**EXERCISE TASK**
Check each line of the records below for the word "that" and copy those where it appears.
** Start ENTRIES SHOWN **
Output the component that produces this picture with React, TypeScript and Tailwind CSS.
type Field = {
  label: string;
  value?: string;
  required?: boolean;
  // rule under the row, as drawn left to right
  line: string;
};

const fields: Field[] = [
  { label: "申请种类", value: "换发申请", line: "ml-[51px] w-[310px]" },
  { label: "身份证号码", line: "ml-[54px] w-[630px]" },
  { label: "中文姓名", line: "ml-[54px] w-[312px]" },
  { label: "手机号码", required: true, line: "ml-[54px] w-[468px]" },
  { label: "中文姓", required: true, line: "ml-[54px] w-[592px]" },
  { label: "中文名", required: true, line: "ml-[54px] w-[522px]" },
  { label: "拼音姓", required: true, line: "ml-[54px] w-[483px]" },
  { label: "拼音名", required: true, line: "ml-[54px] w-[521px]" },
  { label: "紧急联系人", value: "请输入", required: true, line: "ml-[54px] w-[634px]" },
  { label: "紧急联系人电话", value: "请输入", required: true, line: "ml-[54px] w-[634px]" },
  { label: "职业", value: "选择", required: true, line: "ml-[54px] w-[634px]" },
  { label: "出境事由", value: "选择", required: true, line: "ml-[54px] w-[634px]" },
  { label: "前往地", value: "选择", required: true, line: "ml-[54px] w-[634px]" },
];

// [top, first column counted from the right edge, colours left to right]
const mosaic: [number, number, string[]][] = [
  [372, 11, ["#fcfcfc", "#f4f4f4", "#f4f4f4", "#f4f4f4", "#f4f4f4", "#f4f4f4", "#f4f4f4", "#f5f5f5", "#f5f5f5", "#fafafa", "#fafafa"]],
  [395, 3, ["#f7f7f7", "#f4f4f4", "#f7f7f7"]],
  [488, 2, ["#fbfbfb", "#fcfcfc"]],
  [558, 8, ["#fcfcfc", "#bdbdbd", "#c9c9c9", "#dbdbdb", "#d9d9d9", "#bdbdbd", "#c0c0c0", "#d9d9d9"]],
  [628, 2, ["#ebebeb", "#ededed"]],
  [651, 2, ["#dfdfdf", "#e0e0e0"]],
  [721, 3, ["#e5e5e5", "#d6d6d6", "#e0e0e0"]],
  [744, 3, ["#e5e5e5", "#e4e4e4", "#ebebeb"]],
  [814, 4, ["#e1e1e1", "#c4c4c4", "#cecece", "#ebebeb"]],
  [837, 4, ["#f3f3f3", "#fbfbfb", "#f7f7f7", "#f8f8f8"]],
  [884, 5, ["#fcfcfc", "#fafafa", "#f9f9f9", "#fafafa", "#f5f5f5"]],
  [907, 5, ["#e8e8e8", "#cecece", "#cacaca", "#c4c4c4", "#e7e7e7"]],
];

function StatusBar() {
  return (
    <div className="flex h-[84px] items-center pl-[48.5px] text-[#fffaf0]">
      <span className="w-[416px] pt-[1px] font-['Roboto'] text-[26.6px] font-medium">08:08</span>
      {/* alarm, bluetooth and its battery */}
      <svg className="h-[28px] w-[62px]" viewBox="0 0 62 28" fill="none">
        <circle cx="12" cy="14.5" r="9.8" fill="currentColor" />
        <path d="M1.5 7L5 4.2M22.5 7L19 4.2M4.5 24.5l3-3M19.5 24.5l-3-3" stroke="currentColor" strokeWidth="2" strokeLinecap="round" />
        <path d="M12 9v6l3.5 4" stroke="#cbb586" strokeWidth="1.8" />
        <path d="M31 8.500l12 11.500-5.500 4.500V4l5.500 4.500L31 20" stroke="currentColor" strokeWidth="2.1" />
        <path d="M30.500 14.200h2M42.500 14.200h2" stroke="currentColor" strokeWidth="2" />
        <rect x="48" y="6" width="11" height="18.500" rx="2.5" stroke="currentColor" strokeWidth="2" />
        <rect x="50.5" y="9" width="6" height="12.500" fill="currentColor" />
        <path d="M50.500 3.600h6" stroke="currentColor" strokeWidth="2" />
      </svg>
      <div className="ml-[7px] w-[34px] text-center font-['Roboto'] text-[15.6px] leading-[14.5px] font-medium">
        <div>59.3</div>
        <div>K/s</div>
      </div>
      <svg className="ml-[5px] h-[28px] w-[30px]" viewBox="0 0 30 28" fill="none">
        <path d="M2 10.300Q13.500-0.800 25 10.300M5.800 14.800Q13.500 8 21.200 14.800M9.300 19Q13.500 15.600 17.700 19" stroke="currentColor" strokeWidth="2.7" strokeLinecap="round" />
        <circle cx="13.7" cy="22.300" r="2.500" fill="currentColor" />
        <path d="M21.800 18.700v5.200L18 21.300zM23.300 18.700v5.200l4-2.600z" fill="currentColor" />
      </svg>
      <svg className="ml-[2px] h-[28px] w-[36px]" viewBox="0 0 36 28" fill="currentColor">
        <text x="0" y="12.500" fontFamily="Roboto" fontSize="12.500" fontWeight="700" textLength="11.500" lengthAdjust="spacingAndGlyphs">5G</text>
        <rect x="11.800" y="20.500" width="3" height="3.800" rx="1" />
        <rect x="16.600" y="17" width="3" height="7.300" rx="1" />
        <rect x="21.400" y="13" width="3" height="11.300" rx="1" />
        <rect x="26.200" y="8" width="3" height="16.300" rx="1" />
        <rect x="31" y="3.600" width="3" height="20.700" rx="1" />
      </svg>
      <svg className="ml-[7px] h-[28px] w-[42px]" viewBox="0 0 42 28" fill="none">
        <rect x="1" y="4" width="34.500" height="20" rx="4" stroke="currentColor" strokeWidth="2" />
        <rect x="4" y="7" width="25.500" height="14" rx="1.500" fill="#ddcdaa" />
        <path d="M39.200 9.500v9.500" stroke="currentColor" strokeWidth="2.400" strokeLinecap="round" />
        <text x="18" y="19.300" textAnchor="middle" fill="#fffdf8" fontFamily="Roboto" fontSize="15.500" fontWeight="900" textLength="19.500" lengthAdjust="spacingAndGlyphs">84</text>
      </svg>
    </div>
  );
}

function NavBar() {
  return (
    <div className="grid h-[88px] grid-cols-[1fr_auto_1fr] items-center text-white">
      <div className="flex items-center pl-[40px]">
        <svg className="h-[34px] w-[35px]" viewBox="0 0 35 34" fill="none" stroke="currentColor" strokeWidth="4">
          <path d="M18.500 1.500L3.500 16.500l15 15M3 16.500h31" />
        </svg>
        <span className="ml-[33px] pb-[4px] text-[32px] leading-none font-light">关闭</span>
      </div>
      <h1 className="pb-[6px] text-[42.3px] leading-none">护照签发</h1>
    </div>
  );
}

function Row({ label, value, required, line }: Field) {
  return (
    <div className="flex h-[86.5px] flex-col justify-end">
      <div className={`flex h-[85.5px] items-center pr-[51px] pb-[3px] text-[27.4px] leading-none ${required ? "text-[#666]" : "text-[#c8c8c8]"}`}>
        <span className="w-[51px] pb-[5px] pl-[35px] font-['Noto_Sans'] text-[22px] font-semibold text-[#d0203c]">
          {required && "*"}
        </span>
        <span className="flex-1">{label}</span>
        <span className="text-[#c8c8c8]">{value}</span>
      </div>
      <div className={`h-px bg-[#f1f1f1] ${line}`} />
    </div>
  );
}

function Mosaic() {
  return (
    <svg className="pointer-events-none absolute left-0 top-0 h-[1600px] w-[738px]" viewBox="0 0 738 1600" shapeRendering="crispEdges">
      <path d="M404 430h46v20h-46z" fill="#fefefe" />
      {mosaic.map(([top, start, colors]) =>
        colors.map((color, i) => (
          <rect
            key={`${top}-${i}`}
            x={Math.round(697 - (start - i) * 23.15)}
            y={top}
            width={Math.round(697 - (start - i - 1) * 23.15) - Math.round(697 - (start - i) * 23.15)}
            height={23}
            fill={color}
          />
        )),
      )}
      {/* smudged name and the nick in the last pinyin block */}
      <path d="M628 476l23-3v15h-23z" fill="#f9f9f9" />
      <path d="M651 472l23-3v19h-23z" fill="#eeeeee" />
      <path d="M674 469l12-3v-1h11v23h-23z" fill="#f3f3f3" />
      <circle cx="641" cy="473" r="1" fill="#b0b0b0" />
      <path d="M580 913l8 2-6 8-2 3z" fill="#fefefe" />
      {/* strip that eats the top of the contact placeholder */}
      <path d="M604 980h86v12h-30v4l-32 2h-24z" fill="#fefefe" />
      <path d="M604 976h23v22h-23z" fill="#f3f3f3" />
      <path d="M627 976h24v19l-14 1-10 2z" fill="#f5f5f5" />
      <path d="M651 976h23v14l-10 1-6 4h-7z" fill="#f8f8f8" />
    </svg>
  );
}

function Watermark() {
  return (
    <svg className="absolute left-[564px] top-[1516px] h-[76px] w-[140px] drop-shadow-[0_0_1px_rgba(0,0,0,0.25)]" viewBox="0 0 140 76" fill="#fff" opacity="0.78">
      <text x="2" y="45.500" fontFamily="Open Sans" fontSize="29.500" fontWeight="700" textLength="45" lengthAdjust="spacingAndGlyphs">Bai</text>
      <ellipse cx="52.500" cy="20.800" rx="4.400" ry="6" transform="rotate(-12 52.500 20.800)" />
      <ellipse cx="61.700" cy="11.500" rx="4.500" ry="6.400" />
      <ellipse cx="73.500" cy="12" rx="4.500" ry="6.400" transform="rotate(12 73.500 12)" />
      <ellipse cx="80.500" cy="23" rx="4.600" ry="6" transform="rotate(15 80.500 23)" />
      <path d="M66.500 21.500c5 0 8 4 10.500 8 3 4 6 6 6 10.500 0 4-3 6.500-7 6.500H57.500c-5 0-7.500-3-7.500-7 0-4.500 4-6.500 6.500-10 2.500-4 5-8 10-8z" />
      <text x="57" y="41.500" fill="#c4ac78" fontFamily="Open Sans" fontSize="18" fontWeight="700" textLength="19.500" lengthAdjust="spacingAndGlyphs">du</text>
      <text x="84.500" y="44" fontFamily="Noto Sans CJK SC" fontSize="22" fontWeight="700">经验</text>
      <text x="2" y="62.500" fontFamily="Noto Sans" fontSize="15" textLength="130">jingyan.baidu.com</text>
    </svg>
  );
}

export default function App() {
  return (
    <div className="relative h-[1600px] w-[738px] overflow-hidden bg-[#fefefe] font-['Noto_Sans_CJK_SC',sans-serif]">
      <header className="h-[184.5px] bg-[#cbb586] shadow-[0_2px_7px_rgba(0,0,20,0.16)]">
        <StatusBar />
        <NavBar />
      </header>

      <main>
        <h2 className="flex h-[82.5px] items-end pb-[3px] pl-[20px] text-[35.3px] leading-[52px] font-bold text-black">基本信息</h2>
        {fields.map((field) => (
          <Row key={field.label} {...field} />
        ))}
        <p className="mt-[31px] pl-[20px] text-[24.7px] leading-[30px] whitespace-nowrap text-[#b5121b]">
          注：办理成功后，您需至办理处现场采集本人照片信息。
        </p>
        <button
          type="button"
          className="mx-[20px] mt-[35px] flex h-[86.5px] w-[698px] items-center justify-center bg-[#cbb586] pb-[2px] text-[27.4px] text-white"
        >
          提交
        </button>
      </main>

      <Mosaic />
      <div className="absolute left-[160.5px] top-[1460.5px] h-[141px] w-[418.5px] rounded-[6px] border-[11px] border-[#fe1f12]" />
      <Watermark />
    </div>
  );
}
** End ENTRIES SHOWN **
** Start ENTRIES SHOWN **
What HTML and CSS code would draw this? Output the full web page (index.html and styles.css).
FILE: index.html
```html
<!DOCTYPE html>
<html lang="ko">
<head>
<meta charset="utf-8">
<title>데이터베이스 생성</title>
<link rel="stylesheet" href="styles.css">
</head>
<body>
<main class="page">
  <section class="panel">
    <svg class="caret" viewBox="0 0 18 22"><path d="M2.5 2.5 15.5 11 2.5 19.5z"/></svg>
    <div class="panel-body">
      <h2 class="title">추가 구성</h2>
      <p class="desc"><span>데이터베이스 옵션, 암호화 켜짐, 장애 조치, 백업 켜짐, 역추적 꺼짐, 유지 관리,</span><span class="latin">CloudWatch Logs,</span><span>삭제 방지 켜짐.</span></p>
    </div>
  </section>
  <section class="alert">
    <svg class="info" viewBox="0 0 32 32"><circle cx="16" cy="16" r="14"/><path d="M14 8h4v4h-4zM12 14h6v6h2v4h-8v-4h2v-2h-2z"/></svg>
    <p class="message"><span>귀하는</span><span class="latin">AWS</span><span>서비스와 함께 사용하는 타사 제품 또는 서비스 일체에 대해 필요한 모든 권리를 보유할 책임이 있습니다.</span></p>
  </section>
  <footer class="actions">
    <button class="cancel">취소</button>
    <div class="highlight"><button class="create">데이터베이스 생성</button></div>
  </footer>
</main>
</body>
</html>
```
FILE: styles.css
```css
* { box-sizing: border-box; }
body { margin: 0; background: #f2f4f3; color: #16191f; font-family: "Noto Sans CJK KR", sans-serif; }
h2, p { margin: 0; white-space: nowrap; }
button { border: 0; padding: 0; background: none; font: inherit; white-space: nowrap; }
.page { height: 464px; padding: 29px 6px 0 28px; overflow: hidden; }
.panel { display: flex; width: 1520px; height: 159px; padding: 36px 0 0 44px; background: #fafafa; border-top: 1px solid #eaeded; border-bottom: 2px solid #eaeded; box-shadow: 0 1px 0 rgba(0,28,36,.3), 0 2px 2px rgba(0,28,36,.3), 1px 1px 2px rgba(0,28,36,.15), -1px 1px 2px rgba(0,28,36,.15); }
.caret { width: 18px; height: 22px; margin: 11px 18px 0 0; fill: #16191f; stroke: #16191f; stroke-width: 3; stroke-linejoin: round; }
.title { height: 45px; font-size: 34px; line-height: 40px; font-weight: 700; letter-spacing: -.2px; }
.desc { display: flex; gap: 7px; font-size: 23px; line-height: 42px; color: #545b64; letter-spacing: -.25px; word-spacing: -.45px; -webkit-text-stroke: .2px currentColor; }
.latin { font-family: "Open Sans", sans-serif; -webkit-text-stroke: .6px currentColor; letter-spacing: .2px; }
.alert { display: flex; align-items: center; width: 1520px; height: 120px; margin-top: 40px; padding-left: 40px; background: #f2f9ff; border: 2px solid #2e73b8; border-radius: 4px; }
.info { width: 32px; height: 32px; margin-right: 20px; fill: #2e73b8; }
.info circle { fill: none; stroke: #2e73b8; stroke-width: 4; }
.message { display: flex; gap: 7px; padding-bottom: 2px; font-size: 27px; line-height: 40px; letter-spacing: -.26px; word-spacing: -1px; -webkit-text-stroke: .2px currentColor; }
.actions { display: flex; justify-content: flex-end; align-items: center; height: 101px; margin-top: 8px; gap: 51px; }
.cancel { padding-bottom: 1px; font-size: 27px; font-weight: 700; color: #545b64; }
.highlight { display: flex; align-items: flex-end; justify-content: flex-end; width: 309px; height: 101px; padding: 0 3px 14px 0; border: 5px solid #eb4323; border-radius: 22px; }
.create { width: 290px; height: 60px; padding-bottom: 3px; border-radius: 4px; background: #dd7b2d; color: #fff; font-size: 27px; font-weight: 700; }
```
** End ENTRIES SHOWN **
** Start ENTRIES SHOWN **
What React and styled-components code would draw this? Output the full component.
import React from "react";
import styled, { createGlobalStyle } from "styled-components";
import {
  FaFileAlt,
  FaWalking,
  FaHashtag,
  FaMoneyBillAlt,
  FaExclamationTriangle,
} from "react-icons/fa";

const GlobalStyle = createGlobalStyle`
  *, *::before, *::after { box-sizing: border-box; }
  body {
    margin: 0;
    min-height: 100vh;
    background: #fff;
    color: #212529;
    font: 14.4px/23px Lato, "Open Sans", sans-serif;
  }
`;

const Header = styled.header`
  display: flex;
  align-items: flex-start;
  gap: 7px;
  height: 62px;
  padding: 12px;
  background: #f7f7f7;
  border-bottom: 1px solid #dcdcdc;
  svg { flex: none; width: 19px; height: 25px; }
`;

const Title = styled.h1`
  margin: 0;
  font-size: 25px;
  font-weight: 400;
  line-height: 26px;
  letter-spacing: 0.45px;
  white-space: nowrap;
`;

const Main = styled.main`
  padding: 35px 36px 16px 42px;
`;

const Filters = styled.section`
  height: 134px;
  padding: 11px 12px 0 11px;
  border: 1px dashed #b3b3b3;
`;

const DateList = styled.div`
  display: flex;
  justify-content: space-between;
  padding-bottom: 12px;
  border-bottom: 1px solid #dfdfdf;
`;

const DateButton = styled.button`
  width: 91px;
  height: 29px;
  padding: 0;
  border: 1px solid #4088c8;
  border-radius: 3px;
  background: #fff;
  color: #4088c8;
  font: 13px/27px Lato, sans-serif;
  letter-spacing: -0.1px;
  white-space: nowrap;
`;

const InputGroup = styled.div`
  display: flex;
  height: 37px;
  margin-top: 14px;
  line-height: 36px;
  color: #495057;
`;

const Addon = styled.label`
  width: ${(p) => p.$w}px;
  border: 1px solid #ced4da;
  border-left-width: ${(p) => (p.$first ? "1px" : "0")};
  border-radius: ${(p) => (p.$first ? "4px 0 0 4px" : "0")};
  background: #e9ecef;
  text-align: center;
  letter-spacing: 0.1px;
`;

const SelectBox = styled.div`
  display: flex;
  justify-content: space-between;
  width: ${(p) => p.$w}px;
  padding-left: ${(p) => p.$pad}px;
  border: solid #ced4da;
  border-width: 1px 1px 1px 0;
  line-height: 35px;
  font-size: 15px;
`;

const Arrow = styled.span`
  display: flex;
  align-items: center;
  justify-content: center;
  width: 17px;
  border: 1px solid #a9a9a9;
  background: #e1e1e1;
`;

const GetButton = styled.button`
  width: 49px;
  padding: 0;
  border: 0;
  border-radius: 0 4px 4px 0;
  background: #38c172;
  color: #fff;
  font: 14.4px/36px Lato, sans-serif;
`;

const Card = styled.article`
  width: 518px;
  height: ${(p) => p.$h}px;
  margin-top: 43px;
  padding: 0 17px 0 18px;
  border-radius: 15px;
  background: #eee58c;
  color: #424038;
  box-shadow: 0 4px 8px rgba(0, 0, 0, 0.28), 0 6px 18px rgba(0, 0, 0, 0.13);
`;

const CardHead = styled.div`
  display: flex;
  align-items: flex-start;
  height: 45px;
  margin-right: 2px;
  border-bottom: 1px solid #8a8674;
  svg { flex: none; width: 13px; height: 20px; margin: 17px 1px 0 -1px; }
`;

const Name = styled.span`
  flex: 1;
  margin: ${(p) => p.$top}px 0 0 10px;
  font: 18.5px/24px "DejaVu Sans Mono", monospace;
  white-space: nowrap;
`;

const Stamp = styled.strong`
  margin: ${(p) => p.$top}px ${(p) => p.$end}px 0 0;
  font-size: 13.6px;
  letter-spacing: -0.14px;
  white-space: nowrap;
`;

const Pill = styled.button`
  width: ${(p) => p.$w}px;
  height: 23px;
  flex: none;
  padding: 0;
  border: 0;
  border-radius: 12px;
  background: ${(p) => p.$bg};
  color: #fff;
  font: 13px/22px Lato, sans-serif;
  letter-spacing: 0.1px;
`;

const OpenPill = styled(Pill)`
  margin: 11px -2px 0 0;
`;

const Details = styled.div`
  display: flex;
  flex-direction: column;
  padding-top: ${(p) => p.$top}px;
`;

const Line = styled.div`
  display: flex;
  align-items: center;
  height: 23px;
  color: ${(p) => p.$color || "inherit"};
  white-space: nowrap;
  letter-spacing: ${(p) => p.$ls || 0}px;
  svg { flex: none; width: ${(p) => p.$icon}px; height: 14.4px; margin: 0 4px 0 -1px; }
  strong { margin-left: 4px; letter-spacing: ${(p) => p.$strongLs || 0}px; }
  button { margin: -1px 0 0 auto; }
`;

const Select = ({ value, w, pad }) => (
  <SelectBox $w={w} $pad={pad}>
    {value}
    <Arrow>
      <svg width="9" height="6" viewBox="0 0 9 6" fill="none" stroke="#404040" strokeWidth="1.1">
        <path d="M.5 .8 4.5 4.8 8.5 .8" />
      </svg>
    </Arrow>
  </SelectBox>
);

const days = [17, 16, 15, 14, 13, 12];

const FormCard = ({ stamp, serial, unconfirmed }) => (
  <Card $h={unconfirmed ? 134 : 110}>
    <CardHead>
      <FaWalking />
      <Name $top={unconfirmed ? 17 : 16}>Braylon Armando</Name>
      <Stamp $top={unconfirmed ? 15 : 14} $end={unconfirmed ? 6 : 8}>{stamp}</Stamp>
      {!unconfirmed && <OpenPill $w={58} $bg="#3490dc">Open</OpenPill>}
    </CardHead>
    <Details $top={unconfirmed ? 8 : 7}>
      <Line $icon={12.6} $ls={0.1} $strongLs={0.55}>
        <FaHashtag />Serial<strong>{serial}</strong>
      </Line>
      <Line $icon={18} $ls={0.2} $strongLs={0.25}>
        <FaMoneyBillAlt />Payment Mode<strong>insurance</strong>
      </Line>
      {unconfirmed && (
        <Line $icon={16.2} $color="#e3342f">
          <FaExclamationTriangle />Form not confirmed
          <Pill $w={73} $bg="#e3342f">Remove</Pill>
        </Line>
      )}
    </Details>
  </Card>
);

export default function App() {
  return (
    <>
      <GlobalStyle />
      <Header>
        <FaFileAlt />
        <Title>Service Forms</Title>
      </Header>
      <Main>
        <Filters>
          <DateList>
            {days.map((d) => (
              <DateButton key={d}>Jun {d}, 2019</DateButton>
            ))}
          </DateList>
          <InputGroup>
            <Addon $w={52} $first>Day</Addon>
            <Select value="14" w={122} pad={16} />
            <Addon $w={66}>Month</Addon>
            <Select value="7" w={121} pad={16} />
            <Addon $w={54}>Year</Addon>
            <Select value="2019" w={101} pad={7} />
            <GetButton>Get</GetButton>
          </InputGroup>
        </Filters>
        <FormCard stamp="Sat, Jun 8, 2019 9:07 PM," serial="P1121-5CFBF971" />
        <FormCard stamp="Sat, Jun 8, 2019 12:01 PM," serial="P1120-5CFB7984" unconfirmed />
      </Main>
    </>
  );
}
** End ENTRIES SHOWN **
**CORRECT OUTPUT**
Output the component that produces this picture with React, TypeScript and Tailwind CSS.
      {/* strip that eats the top of the contact placeholder */}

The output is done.